Albarn is more than confident about 13-he’s almost defiant. In fact, the only time he shows any uneasiness at all is at the mention of “Bug Man,” whose paranoid, scattered imagery feels as brain-fried as Hunter Thompson’s Fear and Loathing in Las Vegas. “Well, the Bug Man is...out there...in the city,” the Blur mouthpiece falters. “Uh...but let’s not talk about drugs on this record, because...” Because why? “Because it’s so blatantly a drug record. All those fucking bleeps and echoes, man? You don’t do that normally. But I didn’t do any of those. I just sat around and listened to people doing them. In my head.” But isn’t Albarn fairly anti-drug? He nods. “I am anti-drugs. I always have been, always will be.” So what about the substance in question? He lowers his shades again, scans the lobby to make sure no one’s within earshot. “Marijuana,” he drawls. So 13 is a pot album? Albarn giggles with impish delight. “Oh, yeah! Absolutely!”

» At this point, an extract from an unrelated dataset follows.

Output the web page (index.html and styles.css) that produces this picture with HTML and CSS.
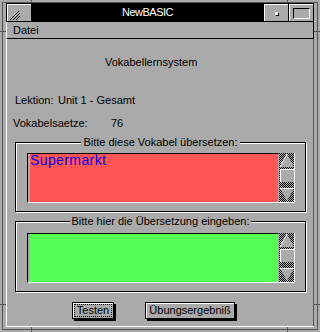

Coxon, Albarn and James all recently turned 30. Drummer Dave Rountree-who’s remained in London with his wife- is five years their senior. This year marks the outfits tenth anniversary. Following in Albarn’s adventurous footsteps, Blur’s other members have doggedly pursued outside interests: Rowntree is involved in computer animation. James does double duty in the hard-drinking novelty act Fat Les, and Coxon owns his own label, Transcopic, which issued his first solo foray last year, The Sky’s Too High.